DESCRIPTION OF THE TASK → From the listing below, extract every line containing "image".

DATASET EXTRACT →
****************************************

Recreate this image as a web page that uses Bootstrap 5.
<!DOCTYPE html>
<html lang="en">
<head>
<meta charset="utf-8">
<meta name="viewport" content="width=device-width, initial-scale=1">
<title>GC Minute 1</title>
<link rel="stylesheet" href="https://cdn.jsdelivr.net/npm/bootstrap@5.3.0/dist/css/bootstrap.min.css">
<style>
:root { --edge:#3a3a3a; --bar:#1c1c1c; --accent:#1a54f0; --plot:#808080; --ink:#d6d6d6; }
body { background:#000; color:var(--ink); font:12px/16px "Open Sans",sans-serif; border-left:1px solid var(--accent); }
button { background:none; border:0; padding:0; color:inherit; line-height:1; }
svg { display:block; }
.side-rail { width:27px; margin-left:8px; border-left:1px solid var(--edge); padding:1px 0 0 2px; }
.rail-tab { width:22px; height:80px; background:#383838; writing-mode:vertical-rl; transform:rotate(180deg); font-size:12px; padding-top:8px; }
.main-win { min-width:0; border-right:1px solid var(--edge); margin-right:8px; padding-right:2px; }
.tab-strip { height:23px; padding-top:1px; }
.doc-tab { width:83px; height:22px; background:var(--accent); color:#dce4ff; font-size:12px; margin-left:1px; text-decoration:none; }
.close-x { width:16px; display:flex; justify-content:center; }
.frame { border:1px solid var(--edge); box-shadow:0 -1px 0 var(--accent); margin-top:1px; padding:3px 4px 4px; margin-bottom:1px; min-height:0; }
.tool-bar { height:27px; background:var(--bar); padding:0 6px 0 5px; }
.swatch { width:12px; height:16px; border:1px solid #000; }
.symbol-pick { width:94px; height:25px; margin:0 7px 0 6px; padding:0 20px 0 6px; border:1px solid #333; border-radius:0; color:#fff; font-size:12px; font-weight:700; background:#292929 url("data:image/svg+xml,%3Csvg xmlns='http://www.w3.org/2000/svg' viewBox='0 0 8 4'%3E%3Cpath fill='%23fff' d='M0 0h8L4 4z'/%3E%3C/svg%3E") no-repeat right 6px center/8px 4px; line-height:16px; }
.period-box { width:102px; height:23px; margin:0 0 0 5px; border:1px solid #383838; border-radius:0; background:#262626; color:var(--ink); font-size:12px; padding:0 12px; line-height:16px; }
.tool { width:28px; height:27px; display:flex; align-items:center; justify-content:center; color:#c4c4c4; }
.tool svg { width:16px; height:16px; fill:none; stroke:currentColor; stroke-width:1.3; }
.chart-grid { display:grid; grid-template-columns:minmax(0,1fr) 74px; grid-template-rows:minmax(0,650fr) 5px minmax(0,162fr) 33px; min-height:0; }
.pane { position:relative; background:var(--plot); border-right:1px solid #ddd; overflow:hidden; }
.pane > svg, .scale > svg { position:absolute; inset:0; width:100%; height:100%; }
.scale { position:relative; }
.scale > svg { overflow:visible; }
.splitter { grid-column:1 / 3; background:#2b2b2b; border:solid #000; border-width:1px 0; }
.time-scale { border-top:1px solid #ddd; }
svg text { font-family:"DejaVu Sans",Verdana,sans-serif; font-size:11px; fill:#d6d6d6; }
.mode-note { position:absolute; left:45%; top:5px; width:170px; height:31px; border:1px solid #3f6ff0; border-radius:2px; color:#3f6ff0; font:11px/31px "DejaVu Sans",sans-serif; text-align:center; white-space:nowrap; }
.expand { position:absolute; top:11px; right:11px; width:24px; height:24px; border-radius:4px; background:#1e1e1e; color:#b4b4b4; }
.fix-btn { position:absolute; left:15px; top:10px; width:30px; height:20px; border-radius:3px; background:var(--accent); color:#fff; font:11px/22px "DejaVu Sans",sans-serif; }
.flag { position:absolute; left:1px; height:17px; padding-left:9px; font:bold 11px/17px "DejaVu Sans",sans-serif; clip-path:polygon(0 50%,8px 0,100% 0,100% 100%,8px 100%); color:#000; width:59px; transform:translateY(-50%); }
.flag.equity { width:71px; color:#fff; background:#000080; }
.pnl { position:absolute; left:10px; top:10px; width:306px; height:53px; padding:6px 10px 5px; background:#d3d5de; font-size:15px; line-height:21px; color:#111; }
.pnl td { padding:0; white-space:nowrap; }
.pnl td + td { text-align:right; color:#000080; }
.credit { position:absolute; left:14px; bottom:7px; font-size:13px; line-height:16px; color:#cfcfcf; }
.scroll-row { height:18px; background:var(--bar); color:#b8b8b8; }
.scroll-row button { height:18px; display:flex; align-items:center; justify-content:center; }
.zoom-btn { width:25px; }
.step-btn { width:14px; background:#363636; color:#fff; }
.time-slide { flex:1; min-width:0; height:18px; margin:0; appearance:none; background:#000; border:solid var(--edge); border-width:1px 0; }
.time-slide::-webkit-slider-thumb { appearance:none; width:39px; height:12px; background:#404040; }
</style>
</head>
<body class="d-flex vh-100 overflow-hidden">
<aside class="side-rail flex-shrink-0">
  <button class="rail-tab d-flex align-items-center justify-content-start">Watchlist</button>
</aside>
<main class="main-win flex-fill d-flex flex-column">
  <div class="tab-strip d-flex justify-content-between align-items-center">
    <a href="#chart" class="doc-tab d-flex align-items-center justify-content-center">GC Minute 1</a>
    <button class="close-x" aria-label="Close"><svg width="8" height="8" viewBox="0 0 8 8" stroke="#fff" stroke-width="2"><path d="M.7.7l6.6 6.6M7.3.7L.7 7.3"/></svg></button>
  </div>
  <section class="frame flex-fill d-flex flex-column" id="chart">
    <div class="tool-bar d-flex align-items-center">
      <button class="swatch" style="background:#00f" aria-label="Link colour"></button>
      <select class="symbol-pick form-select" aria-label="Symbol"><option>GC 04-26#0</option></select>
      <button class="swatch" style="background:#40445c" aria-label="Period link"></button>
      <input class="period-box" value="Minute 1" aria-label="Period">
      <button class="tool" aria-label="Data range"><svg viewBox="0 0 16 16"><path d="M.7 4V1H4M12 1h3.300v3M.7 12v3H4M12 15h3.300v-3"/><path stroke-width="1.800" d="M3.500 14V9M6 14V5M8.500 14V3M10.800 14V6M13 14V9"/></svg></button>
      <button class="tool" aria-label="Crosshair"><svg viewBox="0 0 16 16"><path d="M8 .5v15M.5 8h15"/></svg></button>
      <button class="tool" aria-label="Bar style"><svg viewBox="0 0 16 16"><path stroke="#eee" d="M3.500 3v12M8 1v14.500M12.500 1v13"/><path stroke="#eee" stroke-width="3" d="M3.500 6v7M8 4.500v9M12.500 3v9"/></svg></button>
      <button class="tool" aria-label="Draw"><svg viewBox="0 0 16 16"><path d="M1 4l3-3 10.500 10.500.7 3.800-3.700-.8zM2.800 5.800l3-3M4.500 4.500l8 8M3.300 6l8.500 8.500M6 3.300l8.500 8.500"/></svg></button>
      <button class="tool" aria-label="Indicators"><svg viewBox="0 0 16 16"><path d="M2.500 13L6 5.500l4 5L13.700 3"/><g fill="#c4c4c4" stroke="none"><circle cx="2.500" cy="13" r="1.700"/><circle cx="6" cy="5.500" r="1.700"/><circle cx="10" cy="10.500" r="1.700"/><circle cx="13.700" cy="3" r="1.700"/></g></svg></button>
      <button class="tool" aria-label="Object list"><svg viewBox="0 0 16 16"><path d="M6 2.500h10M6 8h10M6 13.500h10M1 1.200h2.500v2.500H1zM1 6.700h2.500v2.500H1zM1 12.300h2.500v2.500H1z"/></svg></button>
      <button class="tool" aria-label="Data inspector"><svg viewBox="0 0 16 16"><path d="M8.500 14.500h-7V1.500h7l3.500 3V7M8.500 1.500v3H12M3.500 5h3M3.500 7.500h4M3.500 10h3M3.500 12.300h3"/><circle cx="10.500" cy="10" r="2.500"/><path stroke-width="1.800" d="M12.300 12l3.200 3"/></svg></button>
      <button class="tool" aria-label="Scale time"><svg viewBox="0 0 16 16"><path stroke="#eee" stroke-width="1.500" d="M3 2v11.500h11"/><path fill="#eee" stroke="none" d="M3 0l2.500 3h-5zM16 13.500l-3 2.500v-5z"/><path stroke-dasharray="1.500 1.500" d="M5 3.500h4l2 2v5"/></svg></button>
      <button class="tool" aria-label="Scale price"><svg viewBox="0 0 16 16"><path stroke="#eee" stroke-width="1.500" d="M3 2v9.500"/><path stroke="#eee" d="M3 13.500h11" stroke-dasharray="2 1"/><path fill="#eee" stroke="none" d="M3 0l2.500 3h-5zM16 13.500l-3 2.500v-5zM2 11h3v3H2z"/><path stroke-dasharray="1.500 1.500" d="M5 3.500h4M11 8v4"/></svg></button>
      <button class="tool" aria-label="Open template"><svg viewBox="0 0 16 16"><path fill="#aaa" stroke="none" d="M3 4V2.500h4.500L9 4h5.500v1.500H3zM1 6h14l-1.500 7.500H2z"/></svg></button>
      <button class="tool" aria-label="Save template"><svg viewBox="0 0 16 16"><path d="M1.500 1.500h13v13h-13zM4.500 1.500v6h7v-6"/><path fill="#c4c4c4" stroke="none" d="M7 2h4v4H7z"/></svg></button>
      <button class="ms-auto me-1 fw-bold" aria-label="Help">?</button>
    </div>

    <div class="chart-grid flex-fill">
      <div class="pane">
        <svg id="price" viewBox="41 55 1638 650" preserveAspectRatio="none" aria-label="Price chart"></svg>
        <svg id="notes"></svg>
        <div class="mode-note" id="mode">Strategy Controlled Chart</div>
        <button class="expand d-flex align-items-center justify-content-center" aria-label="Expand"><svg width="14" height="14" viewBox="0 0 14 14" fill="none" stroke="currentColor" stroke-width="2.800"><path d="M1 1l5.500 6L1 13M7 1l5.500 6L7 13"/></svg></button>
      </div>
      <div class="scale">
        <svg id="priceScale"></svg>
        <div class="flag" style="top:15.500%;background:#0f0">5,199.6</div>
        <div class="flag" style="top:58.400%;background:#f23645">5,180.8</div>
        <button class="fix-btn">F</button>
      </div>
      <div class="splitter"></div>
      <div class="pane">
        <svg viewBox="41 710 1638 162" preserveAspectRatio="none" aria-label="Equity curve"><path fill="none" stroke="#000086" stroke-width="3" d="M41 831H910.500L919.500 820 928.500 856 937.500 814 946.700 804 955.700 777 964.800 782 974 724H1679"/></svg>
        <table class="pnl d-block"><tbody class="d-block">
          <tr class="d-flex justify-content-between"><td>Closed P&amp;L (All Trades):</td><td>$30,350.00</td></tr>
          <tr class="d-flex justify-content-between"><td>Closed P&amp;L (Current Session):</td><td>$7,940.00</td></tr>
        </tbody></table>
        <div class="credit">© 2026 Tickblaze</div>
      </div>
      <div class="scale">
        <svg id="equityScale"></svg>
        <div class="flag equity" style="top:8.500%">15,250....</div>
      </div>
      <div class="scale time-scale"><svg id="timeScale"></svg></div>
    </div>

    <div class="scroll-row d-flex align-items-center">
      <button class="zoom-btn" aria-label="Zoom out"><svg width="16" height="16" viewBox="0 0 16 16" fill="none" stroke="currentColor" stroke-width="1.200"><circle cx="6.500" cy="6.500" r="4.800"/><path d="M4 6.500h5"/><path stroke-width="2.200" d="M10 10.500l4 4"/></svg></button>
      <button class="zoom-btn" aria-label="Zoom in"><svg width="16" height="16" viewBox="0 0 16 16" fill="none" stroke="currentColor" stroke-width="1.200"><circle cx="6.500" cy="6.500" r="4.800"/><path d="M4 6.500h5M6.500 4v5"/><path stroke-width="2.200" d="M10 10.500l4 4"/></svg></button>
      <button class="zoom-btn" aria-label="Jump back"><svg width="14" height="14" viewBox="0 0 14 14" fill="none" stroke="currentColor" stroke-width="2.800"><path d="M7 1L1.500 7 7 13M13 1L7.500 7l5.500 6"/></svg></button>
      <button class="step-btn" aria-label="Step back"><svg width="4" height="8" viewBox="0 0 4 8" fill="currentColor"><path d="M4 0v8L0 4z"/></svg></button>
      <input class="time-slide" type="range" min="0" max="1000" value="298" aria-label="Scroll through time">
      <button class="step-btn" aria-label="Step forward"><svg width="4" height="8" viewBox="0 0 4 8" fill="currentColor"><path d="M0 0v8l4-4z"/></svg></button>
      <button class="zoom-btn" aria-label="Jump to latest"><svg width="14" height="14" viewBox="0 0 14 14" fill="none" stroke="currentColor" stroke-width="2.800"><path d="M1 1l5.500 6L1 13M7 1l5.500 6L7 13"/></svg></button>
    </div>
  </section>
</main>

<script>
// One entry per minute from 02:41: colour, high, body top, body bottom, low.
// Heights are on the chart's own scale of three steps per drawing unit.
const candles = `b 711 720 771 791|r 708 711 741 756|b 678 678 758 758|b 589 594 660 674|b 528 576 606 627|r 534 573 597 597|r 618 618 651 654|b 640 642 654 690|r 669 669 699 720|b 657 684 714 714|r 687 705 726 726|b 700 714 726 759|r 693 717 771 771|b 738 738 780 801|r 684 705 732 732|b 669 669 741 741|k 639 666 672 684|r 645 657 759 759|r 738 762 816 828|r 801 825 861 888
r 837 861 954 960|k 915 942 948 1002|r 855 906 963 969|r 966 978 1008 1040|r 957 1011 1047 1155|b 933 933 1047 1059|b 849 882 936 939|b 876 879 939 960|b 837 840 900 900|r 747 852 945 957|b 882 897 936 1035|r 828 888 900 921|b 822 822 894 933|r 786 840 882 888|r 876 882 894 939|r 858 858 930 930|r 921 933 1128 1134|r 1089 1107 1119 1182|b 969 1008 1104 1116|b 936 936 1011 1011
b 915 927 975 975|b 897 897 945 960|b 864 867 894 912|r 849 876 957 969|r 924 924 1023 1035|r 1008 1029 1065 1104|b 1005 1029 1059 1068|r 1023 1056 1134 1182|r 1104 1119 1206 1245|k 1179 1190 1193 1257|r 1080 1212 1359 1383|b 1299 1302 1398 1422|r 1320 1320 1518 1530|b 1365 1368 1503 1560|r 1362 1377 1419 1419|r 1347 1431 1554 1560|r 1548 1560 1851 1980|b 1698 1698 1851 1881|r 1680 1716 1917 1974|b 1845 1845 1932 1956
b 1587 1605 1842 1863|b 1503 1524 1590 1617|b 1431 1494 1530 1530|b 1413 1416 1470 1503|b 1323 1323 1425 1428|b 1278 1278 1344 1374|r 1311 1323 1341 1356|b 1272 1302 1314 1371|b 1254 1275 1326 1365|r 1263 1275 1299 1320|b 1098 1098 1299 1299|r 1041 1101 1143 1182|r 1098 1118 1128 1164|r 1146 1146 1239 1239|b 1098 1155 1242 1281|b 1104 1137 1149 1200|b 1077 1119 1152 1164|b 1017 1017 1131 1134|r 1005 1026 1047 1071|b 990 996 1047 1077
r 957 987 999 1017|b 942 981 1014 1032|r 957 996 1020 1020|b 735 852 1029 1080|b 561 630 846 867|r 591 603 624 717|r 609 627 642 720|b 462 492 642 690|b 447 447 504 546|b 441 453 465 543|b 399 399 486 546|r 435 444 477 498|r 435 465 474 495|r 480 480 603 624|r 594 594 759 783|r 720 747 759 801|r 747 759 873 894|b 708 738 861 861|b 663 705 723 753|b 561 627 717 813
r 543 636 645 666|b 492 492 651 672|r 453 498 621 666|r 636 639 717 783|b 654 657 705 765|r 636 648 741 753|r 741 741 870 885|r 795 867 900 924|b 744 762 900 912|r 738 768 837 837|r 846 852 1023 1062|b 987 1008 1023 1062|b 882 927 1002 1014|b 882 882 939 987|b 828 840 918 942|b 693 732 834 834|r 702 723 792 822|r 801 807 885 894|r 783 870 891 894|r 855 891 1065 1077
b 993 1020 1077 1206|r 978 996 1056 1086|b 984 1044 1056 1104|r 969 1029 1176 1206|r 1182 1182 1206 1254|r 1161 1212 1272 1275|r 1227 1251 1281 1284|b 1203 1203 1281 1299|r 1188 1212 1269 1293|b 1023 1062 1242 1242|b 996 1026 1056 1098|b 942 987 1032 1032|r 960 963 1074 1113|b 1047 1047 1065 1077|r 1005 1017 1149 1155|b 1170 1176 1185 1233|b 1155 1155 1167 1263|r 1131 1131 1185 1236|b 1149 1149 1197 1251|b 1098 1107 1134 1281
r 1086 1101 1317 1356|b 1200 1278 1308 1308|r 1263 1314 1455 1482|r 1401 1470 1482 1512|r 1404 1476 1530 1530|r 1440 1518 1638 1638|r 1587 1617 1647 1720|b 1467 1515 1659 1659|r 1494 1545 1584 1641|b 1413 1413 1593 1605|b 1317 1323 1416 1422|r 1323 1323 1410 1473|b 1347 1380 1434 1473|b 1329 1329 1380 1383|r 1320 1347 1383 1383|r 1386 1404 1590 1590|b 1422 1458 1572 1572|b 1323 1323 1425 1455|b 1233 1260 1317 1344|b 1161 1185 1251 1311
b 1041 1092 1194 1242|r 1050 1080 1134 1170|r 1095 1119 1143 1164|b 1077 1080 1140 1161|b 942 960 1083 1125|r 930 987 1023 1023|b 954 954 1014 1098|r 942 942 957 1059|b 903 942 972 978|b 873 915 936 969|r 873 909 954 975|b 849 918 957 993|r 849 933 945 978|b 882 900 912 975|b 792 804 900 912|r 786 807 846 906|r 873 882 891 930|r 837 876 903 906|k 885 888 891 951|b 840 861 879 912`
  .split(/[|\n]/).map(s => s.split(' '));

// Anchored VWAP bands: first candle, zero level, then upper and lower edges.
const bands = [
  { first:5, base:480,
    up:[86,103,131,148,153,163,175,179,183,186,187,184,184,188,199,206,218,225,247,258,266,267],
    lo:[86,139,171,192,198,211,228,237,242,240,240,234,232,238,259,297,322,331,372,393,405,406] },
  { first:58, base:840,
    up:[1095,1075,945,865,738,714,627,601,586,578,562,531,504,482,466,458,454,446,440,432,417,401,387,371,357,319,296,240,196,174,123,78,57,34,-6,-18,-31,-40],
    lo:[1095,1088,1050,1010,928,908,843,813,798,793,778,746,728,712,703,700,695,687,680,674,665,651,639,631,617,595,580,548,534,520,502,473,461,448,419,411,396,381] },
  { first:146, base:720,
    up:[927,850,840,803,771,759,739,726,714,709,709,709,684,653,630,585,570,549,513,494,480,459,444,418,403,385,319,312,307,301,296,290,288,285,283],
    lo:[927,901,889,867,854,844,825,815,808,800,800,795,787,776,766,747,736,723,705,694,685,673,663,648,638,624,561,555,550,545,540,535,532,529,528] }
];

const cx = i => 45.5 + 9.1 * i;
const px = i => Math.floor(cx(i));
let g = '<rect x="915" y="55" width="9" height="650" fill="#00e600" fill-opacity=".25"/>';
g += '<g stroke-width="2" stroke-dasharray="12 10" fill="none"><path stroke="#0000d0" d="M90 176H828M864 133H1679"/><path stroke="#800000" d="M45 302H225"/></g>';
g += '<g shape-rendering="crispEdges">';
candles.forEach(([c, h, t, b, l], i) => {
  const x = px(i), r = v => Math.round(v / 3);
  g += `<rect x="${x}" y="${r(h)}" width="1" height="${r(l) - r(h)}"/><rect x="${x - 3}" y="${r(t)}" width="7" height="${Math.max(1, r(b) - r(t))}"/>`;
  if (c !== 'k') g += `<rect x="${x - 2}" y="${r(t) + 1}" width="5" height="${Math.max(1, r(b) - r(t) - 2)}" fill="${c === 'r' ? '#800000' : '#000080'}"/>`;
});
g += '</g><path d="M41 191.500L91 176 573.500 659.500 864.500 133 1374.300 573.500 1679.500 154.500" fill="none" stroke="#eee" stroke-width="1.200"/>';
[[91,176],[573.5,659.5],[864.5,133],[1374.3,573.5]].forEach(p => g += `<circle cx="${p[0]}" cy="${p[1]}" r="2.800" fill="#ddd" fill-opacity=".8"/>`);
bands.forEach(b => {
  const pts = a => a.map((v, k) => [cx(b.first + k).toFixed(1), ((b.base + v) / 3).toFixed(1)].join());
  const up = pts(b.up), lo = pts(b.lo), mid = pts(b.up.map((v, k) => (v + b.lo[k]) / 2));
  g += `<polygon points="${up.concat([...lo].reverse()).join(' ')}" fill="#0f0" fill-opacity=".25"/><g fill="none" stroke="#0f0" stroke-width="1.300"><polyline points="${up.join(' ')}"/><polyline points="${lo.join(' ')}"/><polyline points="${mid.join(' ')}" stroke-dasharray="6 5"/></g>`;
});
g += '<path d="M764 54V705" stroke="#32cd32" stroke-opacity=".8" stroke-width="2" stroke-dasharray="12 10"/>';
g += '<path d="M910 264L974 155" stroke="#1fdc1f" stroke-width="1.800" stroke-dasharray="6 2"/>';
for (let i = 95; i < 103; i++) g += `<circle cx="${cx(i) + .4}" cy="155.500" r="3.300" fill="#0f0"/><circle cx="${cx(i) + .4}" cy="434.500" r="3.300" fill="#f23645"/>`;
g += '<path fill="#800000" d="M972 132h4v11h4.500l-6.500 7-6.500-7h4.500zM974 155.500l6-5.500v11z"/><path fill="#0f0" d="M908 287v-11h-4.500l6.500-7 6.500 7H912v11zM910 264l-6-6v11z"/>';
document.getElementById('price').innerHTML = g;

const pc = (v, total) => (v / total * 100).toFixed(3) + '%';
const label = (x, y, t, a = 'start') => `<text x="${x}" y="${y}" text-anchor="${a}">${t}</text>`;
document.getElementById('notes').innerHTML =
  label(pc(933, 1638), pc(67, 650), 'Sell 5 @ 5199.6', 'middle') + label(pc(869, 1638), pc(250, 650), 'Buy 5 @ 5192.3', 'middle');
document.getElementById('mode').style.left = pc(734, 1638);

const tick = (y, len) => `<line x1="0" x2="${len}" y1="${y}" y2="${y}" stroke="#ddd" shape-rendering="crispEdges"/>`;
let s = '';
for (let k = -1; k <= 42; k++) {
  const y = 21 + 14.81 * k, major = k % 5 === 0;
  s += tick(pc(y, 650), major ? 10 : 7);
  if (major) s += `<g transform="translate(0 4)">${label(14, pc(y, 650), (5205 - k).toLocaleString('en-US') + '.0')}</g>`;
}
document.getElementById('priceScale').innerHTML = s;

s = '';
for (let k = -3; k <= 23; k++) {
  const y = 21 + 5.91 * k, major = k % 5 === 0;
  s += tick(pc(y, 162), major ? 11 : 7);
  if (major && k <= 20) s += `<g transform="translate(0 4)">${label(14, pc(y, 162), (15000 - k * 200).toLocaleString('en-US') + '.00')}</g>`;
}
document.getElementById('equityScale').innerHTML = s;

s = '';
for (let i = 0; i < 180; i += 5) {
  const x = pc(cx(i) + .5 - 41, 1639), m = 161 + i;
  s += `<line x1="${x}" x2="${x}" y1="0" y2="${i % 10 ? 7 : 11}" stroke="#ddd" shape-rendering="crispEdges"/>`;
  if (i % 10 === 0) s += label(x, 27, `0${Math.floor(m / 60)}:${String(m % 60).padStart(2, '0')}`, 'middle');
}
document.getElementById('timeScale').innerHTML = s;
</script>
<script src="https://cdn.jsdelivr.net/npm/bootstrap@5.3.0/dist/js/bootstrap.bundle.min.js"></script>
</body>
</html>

****************************************

SOLUTION FOR THIS EXERCISE →
Recreate this image as a web page that uses Bootstrap 5.
.symbol-pick { width:94px; height:25px; margin:0 7px 0 6px; padding:0 20px 0 6px; border:1px solid #333; border-radius:0; color:#fff; font-size:12px; font-weight:700; background:#292929 url("data:image/svg+xml,%3Csvg xmlns='http://www.w3.org/2000/svg' viewBox='0 0 8 4'%3E%3Cpath fill='%23fff' d='M0 0h8L4 4z'/%3E%3C/svg%3E") no-repeat right 6px center/8px 4px; line-height:16px; }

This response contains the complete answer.